* _Data supplied_
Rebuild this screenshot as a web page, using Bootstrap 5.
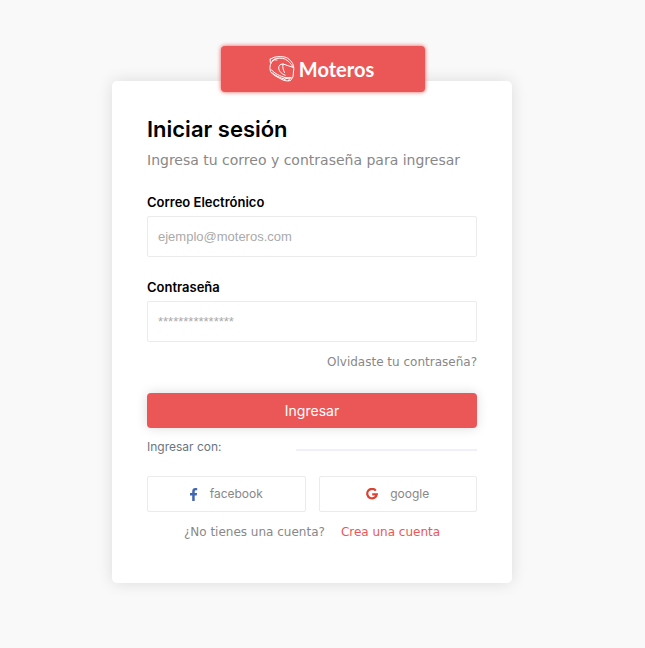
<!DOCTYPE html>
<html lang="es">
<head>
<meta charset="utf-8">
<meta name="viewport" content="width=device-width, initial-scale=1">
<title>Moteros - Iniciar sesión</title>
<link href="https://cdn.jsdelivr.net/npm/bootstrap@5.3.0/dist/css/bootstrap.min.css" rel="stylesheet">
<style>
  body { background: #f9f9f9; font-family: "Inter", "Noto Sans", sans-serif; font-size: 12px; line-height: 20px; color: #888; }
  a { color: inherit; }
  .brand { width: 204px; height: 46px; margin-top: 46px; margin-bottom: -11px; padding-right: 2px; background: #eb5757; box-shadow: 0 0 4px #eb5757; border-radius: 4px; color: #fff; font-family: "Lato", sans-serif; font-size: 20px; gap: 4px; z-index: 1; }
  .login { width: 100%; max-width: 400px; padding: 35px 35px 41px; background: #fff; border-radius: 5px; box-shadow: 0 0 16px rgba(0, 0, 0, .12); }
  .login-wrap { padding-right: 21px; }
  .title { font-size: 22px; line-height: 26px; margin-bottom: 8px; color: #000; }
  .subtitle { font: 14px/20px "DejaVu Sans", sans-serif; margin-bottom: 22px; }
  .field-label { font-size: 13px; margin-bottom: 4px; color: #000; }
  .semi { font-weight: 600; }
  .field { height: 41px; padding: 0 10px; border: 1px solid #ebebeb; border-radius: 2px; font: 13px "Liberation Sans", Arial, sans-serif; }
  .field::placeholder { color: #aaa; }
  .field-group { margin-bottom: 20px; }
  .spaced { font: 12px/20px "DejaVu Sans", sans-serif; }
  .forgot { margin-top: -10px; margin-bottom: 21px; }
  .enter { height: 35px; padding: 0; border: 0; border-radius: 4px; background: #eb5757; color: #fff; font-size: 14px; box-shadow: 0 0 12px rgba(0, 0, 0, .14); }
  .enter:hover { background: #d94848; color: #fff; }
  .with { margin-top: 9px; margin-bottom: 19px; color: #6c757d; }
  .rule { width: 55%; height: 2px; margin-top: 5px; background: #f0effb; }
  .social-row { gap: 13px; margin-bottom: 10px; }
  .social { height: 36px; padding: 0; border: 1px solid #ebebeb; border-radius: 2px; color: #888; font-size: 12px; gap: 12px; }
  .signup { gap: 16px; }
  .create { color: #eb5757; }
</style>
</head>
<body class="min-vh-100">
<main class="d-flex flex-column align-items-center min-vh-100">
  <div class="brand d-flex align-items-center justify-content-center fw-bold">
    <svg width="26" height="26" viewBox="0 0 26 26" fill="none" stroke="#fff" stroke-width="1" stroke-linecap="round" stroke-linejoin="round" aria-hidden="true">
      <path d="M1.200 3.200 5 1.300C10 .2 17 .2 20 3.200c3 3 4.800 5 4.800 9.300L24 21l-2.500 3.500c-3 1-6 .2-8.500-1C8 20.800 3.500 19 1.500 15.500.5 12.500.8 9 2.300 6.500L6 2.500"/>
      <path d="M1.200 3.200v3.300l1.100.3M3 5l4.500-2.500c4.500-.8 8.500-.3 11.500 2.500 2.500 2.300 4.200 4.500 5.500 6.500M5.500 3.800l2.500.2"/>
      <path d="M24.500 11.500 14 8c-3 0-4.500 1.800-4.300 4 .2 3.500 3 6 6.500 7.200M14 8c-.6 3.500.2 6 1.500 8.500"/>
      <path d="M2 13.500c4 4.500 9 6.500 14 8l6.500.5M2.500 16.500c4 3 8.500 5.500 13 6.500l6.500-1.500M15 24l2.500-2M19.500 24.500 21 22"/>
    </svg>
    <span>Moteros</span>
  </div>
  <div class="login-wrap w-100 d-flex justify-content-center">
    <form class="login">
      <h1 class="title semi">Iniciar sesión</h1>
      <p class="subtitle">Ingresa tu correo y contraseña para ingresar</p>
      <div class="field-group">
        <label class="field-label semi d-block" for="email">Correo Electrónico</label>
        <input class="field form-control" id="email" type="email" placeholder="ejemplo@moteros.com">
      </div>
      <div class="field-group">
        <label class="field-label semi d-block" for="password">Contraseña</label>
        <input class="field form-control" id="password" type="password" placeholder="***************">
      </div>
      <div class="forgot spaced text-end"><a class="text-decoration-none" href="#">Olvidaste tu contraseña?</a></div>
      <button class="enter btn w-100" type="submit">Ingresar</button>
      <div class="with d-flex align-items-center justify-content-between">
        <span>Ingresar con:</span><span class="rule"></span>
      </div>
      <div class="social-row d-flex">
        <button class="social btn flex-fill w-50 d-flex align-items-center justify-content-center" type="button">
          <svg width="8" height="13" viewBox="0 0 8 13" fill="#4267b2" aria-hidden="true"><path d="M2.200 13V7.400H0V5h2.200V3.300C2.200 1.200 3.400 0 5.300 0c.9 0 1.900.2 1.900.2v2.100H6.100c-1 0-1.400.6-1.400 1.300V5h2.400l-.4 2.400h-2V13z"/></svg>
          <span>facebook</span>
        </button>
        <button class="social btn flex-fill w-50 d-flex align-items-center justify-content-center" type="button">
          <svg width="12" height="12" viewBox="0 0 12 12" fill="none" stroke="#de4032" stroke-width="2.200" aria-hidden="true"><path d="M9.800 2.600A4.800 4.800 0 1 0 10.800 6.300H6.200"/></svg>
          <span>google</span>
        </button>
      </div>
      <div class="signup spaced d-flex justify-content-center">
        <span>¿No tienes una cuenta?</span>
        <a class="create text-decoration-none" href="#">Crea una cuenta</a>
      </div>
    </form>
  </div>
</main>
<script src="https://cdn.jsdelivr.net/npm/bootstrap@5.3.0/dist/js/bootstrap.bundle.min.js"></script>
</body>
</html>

==

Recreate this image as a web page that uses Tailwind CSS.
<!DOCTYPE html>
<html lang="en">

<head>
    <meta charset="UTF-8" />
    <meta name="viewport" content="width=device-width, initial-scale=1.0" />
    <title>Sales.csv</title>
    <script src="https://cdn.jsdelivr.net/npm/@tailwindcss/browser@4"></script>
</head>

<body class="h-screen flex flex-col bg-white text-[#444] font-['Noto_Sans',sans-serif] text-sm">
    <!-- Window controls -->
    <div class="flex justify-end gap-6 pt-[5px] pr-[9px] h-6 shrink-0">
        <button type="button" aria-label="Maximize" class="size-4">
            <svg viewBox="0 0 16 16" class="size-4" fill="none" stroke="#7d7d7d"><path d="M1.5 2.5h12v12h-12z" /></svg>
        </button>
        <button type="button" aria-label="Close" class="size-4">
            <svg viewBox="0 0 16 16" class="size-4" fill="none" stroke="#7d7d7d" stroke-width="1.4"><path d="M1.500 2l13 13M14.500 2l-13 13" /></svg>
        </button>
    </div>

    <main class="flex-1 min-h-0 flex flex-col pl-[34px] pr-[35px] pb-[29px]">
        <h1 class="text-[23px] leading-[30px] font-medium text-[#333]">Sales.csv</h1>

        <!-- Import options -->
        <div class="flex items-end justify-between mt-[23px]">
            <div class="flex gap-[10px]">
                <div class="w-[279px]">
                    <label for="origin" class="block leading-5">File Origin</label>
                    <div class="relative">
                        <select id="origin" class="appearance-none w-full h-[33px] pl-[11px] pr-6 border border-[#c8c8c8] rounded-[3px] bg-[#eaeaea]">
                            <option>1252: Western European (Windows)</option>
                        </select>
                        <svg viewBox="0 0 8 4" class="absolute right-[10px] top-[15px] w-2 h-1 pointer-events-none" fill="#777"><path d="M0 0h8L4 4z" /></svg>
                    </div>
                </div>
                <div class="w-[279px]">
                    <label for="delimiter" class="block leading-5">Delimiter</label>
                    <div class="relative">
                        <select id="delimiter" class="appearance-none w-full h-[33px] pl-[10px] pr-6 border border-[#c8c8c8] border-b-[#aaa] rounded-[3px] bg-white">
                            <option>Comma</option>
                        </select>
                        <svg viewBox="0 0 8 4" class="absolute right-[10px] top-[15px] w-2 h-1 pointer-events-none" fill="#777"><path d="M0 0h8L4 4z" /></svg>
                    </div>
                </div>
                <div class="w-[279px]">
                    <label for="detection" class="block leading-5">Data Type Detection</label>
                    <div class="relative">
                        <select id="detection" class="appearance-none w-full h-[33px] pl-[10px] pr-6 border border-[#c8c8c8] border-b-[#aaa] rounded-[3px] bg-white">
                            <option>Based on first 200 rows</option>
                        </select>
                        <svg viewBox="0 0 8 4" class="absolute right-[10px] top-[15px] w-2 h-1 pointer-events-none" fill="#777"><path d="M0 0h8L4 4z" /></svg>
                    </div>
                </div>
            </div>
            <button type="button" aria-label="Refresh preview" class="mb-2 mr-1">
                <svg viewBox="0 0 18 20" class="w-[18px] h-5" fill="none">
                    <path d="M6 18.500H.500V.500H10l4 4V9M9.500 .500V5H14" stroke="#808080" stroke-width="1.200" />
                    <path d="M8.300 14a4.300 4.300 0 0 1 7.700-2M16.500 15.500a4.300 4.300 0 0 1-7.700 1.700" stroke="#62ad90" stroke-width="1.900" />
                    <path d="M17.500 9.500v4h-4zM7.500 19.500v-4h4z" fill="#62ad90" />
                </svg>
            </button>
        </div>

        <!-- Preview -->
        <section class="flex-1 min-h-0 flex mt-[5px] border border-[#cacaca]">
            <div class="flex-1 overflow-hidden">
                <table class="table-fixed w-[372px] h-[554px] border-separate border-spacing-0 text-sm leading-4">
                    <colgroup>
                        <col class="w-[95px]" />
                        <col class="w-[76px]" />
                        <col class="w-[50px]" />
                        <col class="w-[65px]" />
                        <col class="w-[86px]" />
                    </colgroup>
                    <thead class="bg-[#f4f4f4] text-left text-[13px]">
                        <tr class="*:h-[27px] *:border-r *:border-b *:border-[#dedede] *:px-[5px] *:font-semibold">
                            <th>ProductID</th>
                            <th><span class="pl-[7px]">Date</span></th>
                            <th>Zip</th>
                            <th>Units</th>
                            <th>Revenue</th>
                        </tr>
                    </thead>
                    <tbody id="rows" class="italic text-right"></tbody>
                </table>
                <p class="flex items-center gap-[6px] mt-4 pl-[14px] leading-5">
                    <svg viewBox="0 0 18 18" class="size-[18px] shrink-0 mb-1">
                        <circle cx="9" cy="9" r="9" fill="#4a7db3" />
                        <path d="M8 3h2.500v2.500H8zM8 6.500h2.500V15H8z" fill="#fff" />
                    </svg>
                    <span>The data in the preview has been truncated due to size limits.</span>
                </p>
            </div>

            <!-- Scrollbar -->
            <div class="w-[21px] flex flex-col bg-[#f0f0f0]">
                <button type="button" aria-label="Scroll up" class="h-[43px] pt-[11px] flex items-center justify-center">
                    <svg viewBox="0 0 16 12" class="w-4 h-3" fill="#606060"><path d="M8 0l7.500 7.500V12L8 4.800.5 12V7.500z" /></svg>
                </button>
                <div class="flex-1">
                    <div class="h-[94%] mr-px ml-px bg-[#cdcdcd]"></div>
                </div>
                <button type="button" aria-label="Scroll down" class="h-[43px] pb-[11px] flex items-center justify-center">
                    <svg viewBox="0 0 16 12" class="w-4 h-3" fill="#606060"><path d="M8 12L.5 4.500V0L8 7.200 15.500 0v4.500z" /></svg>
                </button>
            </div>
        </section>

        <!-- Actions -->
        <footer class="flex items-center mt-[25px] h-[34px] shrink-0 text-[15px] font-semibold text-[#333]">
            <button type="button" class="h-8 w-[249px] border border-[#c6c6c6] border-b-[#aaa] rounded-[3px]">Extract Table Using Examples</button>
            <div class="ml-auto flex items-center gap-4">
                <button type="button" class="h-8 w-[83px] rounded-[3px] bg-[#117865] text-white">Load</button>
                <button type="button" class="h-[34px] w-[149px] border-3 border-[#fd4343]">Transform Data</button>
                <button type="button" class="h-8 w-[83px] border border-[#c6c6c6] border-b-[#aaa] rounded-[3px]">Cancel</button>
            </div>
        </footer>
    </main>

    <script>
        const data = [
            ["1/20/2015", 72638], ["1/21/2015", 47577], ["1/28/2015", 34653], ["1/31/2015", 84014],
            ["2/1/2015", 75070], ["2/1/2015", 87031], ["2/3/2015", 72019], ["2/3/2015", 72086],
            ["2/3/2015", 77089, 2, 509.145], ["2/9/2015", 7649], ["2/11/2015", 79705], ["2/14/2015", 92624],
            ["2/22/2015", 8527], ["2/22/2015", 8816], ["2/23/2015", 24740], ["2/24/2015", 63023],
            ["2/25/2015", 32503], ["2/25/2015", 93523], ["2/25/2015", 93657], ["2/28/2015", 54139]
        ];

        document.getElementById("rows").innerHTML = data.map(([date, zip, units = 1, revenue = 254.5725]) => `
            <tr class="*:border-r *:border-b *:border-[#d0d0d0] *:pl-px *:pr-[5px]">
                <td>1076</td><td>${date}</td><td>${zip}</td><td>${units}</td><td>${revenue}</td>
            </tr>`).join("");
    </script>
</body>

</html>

* _Exercise goal_
Read the entries and select each line where the word "page" is found.

* _Written answer_
Rebuild this screenshot as a web page, using Bootstrap 5.
Recreate this image as a web page that uses Tailwind CSS.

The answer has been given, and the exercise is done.